## GIVEN PROBLEM
Type out the data exactly as given. Skip any image.
• • • • • • •
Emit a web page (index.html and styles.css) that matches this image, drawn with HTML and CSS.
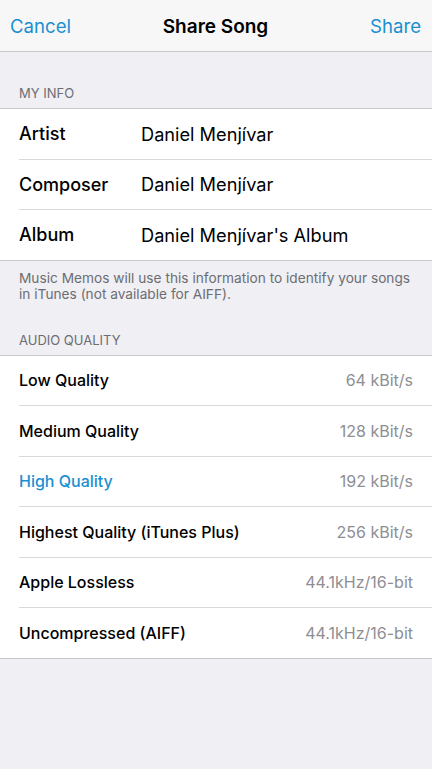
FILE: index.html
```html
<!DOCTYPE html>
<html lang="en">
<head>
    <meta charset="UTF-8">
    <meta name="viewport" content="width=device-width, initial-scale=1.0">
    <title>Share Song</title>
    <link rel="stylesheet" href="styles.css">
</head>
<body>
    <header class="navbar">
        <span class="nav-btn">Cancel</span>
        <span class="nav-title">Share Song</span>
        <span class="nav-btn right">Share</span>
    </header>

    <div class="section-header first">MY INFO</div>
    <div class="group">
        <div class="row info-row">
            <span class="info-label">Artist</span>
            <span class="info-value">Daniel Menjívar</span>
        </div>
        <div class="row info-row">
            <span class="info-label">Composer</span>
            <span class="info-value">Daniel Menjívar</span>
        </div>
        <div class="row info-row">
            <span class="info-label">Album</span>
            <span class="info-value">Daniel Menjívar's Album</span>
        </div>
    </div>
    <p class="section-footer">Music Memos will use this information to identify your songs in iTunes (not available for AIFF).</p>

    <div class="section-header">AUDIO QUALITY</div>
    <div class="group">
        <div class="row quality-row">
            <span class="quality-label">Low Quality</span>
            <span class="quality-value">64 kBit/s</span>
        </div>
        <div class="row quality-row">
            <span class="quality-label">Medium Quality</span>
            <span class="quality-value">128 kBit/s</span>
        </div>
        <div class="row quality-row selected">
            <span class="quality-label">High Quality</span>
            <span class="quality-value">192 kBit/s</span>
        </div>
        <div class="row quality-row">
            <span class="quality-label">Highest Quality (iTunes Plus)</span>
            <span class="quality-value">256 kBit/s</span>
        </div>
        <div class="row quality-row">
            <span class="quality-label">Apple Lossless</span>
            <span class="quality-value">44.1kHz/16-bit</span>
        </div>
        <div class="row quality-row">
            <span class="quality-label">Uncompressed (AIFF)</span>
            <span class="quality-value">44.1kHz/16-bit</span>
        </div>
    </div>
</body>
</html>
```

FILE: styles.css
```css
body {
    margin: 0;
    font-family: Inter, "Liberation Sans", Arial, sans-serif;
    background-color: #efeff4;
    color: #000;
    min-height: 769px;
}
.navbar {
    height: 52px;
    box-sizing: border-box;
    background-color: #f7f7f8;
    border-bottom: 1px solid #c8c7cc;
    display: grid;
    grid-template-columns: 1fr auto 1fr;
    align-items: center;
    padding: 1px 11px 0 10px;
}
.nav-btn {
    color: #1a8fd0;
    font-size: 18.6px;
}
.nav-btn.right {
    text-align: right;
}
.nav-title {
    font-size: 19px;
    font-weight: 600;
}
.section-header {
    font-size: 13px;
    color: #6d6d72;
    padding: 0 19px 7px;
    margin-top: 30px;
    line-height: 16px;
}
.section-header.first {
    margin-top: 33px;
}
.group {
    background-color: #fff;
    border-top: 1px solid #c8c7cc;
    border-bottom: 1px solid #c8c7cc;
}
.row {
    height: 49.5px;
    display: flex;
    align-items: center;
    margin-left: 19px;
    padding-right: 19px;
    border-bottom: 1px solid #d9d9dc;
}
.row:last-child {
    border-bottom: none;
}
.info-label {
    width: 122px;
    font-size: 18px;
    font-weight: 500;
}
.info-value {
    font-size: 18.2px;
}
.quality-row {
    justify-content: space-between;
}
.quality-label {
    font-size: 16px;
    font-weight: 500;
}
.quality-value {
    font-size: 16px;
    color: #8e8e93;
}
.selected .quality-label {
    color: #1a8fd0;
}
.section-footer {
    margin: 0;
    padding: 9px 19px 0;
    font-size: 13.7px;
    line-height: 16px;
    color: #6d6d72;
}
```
• • • • • • •
## THE REPLY
Emit a web page (index.html and styles.css) that matches this image, drawn with HTML and CSS.
FILE: index.html
```html
<!DOCTYPE html>
<html lang="en">
<head>
    <meta charset="UTF-8">
    <meta name="viewport" content="width=device-width, initial-scale=1.0">
    <title>Share Song</title>
    <link rel="stylesheet" href="styles.css">
</head>
<body>
    <header class="navbar">
        <span class="nav-btn">Cancel</span>
        <span class="nav-title">Share Song</span>
        <span class="nav-btn right">Share</span>
    </header>

    <div class="section-header first">MY INFO</div>
    <div class="group">
        <div class="row info-row">
            <span class="info-label">Artist</span>
            <span class="info-value">Daniel Menjívar</span>
        </div>
        <div class="row info-row">
            <span class="info-label">Composer</span>
            <span class="info-value">Daniel Menjívar</span>
        </div>
        <div class="row info-row">
            <span class="info-label">Album</span>
            <span class="info-value">Daniel Menjívar's Album</span>
        </div>
    </div>
    <p class="section-footer">Music Memos will use this information to identify your songs in iTunes (not available for AIFF).</p>

    <div class="section-header">AUDIO QUALITY</div>
    <div class="group">
        <div class="row quality-row">
            <span class="quality-label">Low Quality</span>
            <span class="quality-value">64 kBit/s</span>
        </div>
        <div class="row quality-row">
            <span class="quality-label">Medium Quality</span>
            <span class="quality-value">128 kBit/s</span>
        </div>
        <div class="row quality-row selected">
            <span class="quality-label">High Quality</span>
            <span class="quality-value">192 kBit/s</span>
        </div>
        <div class="row quality-row">
            <span class="quality-label">Highest Quality (iTunes Plus)</span>
            <span class="quality-value">256 kBit/s</span>
        </div>
        <div class="row quality-row">
            <span class="quality-label">Apple Lossless</span>
            <span class="quality-value">44.1kHz/16-bit</span>
        </div>
        <div class="row quality-row">
            <span class="quality-label">Uncompressed (AIFF)</span>
            <span class="quality-value">44.1kHz/16-bit</span>
        </div>
    </div>
</body>
</html>
```

FILE: styles.css
```css
body {
    margin: 0;
    font-family: Inter, "Liberation Sans", Arial, sans-serif;
    background-color: #efeff4;
    color: #000;
    min-height: 769px;
}
.navbar {
    height: 52px;
    box-sizing: border-box;
    background-color: #f7f7f8;
    border-bottom: 1px solid #c8c7cc;
    display: grid;
    grid-template-columns: 1fr auto 1fr;
    align-items: center;
    padding: 1px 11px 0 10px;
}
.nav-btn {
    color: #1a8fd0;
    font-size: 18.6px;
}
.nav-btn.right {
    text-align: right;
}
.nav-title {
    font-size: 19px;
    font-weight: 600;
}
.section-header {
    font-size: 13px;
    color: #6d6d72;
    padding: 0 19px 7px;
    margin-top: 30px;
    line-height: 16px;
}
.section-header.first {
    margin-top: 33px;
}
.group {
    background-color: #fff;
    border-top: 1px solid #c8c7cc;
    border-bottom: 1px solid #c8c7cc;
}
.row {
    height: 49.5px;
    display: flex;
    align-items: center;
    margin-left: 19px;
    padding-right: 19px;
    border-bottom: 1px solid #d9d9dc;
}
.row:last-child {
    border-bottom: none;
}
.info-label {
    width: 122px;
    font-size: 18px;
    font-weight: 500;
}
.info-value {
    font-size: 18.2px;
}
.quality-row {
    justify-content: space-between;
}
.quality-label {
    font-size: 16px;
    font-weight: 500;
}
.quality-value {
    font-size: 16px;
    color: #8e8e93;
}
.selected .quality-label {
    color: #1a8fd0;
}
.section-footer {
    margin: 0;
    padding: 9px 19px 0;
    font-size: 13.7px;
    line-height: 16px;
    color: #6d6d72;
}
```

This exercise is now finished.